*** Data excerpt ***

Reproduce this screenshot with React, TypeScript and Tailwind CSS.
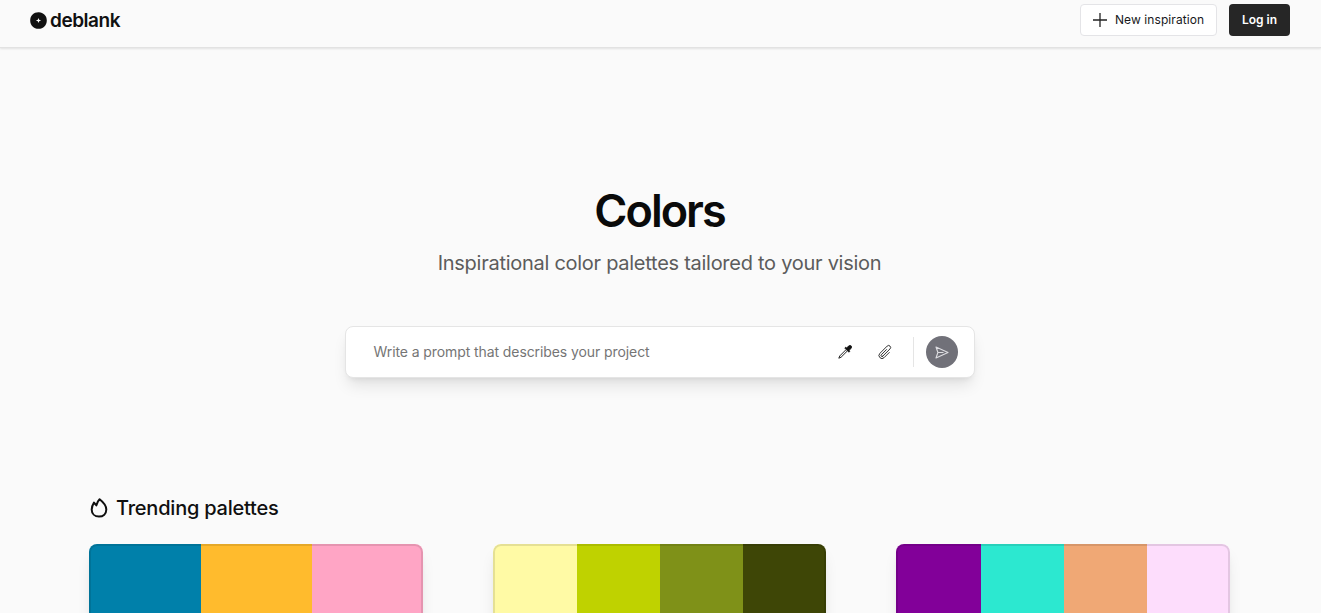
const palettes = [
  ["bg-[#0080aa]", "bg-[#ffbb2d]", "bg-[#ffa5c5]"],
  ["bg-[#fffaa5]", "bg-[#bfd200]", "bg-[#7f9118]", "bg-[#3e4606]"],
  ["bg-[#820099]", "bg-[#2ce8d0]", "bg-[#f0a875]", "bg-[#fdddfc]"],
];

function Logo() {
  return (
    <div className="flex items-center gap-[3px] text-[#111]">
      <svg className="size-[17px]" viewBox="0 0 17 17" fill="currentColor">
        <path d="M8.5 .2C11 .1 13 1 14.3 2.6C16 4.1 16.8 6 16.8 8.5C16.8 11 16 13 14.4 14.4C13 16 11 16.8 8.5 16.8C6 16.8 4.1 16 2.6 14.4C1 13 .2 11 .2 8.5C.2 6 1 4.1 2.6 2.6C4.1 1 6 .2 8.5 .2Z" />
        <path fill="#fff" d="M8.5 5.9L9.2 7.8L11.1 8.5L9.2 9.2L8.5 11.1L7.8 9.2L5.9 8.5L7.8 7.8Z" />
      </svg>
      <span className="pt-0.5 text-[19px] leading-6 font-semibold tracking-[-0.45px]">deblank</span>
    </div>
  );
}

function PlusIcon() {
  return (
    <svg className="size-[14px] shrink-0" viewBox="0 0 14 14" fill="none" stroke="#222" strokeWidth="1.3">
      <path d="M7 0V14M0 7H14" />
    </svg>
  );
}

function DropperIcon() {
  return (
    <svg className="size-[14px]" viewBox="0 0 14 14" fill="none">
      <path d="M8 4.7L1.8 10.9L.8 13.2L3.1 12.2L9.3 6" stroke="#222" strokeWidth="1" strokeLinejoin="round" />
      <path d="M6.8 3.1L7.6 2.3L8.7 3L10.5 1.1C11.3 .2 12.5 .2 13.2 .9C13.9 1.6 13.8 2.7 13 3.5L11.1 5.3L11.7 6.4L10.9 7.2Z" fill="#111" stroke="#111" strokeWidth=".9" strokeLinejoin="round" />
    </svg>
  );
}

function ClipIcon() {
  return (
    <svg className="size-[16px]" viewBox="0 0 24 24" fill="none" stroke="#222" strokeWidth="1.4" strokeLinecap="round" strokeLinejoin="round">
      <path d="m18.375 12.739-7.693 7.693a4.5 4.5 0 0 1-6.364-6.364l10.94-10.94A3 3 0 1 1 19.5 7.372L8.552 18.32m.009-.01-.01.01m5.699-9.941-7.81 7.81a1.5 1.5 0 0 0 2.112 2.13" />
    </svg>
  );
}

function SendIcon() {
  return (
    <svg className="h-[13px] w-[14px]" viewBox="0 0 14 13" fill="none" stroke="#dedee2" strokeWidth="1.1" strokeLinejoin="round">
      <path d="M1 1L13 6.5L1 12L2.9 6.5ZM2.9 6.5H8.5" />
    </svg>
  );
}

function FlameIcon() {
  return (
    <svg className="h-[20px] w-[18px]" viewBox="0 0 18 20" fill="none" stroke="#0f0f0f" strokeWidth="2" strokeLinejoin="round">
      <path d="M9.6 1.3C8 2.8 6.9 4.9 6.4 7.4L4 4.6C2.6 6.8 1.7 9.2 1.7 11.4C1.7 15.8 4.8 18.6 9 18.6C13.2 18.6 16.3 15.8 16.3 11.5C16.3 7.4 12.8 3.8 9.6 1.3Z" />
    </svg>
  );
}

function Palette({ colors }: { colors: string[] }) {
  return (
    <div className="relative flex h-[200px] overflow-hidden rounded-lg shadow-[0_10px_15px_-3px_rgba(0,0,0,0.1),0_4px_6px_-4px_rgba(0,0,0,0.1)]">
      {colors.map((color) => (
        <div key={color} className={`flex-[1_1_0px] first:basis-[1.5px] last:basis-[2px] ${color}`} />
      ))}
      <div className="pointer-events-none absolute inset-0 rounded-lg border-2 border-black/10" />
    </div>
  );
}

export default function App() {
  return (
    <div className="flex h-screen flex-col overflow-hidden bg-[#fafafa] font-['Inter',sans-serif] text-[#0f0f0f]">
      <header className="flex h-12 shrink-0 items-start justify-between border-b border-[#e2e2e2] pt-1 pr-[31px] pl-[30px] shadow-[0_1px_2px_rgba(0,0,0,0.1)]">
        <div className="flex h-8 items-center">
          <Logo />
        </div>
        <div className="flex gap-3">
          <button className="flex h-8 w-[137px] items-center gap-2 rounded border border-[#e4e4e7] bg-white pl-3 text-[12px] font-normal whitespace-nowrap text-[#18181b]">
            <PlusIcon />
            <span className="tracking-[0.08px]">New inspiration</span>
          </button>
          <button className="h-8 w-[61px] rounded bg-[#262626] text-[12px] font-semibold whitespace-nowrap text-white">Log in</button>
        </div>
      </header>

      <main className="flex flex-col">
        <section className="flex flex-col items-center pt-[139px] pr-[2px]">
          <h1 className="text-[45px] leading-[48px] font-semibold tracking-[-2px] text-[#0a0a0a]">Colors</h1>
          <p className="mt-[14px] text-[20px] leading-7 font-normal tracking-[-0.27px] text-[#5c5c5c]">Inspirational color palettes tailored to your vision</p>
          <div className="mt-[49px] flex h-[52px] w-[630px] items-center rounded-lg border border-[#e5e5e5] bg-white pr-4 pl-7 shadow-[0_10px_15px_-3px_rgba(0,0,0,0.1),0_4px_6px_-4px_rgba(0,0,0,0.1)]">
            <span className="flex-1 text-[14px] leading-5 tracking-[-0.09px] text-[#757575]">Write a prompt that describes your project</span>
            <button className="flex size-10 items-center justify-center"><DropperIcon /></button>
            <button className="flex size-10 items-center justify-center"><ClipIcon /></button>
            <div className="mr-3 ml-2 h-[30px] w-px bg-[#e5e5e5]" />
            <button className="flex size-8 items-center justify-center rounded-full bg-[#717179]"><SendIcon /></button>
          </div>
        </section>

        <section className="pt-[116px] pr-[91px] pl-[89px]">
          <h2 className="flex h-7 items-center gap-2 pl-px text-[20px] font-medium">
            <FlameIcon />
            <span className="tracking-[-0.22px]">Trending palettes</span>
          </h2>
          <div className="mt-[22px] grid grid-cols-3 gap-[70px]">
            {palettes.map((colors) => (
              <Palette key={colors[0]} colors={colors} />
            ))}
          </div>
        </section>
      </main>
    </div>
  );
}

***

_What is expected_
Omit every picture, then repeat the remaining data exactly as it appears above.

_Response to the task_
Reproduce this screenshot with React, TypeScript and Tailwind CSS.
const palettes = [
  ["bg-[#0080aa]", "bg-[#ffbb2d]", "bg-[#ffa5c5]"],
  ["bg-[#fffaa5]", "bg-[#bfd200]", "bg-[#7f9118]", "bg-[#3e4606]"],
  ["bg-[#820099]", "bg-[#2ce8d0]", "bg-[#f0a875]", "bg-[#fdddfc]"],
];

function Logo() {
  return (
    <div className="flex items-center gap-[3px] text-[#111]">
      <svg className="size-[17px]" viewBox="0 0 17 17" fill="currentColor">
        <path d="M8.5 .2C11 .1 13 1 14.3 2.6C16 4.1 16.8 6 16.8 8.5C16.8 11 16 13 14.4 14.4C13 16 11 16.8 8.5 16.8C6 16.8 4.1 16 2.6 14.4C1 13 .2 11 .2 8.5C.2 6 1 4.1 2.6 2.6C4.1 1 6 .2 8.5 .2Z" />
        <path fill="#fff" d="M8.5 5.9L9.2 7.8L11.1 8.5L9.2 9.2L8.5 11.1L7.8 9.2L5.9 8.5L7.8 7.8Z" />
      </svg>
      <span className="pt-0.5 text-[19px] leading-6 font-semibold tracking-[-0.45px]">deblank</span>
    </div>
  );
}

function PlusIcon() {
  return (
    <svg className="size-[14px] shrink-0" viewBox="0 0 14 14" fill="none" stroke="#222" strokeWidth="1.3">
      <path d="M7 0V14M0 7H14" />
    </svg>
  );
}

function DropperIcon() {
  return (
    <svg className="size-[14px]" viewBox="0 0 14 14" fill="none">
      <path d="M8 4.7L1.8 10.9L.8 13.2L3.1 12.2L9.3 6" stroke="#222" strokeWidth="1" strokeLinejoin="round" />
      <path d="M6.8 3.1L7.6 2.3L8.7 3L10.5 1.1C11.3 .2 12.5 .2 13.2 .9C13.9 1.6 13.8 2.7 13 3.5L11.1 5.3L11.7 6.4L10.9 7.2Z" fill="#111" stroke="#111" strokeWidth=".9" strokeLinejoin="round" />
    </svg>
  );
}

function ClipIcon() {
  return (
    <svg className="size-[16px]" viewBox="0 0 24 24" fill="none" stroke="#222" strokeWidth="1.4" strokeLinecap="round" strokeLinejoin="round">
      <path d="m18.375 12.739-7.693 7.693a4.5 4.5 0 0 1-6.364-6.364l10.94-10.94A3 3 0 1 1 19.5 7.372L8.552 18.32m.009-.01-.01.01m5.699-9.941-7.81 7.81a1.5 1.5 0 0 0 2.112 2.13" />
    </svg>
  );
}

function SendIcon() {
  return (
    <svg className="h-[13px] w-[14px]" viewBox="0 0 14 13" fill="none" stroke="#dedee2" strokeWidth="1.1" strokeLinejoin="round">
      <path d="M1 1L13 6.5L1 12L2.9 6.5ZM2.9 6.5H8.5" />
    </svg>
  );
}

function FlameIcon() {
  return (
    <svg className="h-[20px] w-[18px]" viewBox="0 0 18 20" fill="none" stroke="#0f0f0f" strokeWidth="2" strokeLinejoin="round">
      <path d="M9.6 1.3C8 2.8 6.9 4.9 6.4 7.4L4 4.6C2.6 6.8 1.7 9.2 1.7 11.4C1.7 15.8 4.8 18.6 9 18.6C13.2 18.6 16.3 15.8 16.3 11.5C16.3 7.4 12.8 3.8 9.6 1.3Z" />
    </svg>
  );
}

function Palette({ colors }: { colors: string[] }) {
  return (
    <div className="relative flex h-[200px] overflow-hidden rounded-lg shadow-[0_10px_15px_-3px_rgba(0,0,0,0.1),0_4px_6px_-4px_rgba(0,0,0,0.1)]">
      {colors.map((color) => (
        <div key={color} className={`flex-[1_1_0px] first:basis-[1.5px] last:basis-[2px] ${color}`} />
      ))}
      <div className="pointer-events-none absolute inset-0 rounded-lg border-2 border-black/10" />
    </div>
  );
}

export default function App() {
  return (
    <div className="flex h-screen flex-col overflow-hidden bg-[#fafafa] font-['Inter',sans-serif] text-[#0f0f0f]">
      <header className="flex h-12 shrink-0 items-start justify-between border-b border-[#e2e2e2] pt-1 pr-[31px] pl-[30px] shadow-[0_1px_2px_rgba(0,0,0,0.1)]">
        <div className="flex h-8 items-center">
          <Logo />
        </div>
        <div className="flex gap-3">
          <button className="flex h-8 w-[137px] items-center gap-2 rounded border border-[#e4e4e7] bg-white pl-3 text-[12px] font-normal whitespace-nowrap text-[#18181b]">
            <PlusIcon />
            <span className="tracking-[0.08px]">New inspiration</span>
          </button>
          <button className="h-8 w-[61px] rounded bg-[#262626] text-[12px] font-semibold whitespace-nowrap text-white">Log in</button>
        </div>
      </header>

      <main className="flex flex-col">
        <section className="flex flex-col items-center pt-[139px] pr-[2px]">
          <h1 className="text-[45px] leading-[48px] font-semibold tracking-[-2px] text-[#0a0a0a]">Colors</h1>
          <p className="mt-[14px] text-[20px] leading-7 font-normal tracking-[-0.27px] text-[#5c5c5c]">Inspirational color palettes tailored to your vision</p>
          <div className="mt-[49px] flex h-[52px] w-[630px] items-center rounded-lg border border-[#e5e5e5] bg-white pr-4 pl-7 shadow-[0_10px_15px_-3px_rgba(0,0,0,0.1),0_4px_6px_-4px_rgba(0,0,0,0.1)]">
            <span className="flex-1 text-[14px] leading-5 tracking-[-0.09px] text-[#757575]">Write a prompt that describes your project</span>
            <button className="flex size-10 items-center justify-center"><DropperIcon /></button>
            <button className="flex size-10 items-center justify-center"><ClipIcon /></button>
            <div className="mr-3 ml-2 h-[30px] w-px bg-[#e5e5e5]" />
            <button className="flex size-8 items-center justify-center rounded-full bg-[#717179]"><SendIcon /></button>
          </div>
        </section>

        <section className="pt-[116px] pr-[91px] pl-[89px]">
          <h2 className="flex h-7 items-center gap-2 pl-px text-[20px] font-medium">
            <FlameIcon />
            <span className="tracking-[-0.22px]">Trending palettes</span>
          </h2>
          <div className="mt-[22px] grid grid-cols-3 gap-[70px]">
            {palettes.map((colors) => (
              <Palette key={colors[0]} colors={colors} />
            ))}
          </div>
        </section>
      </main>
    </div>
  );
}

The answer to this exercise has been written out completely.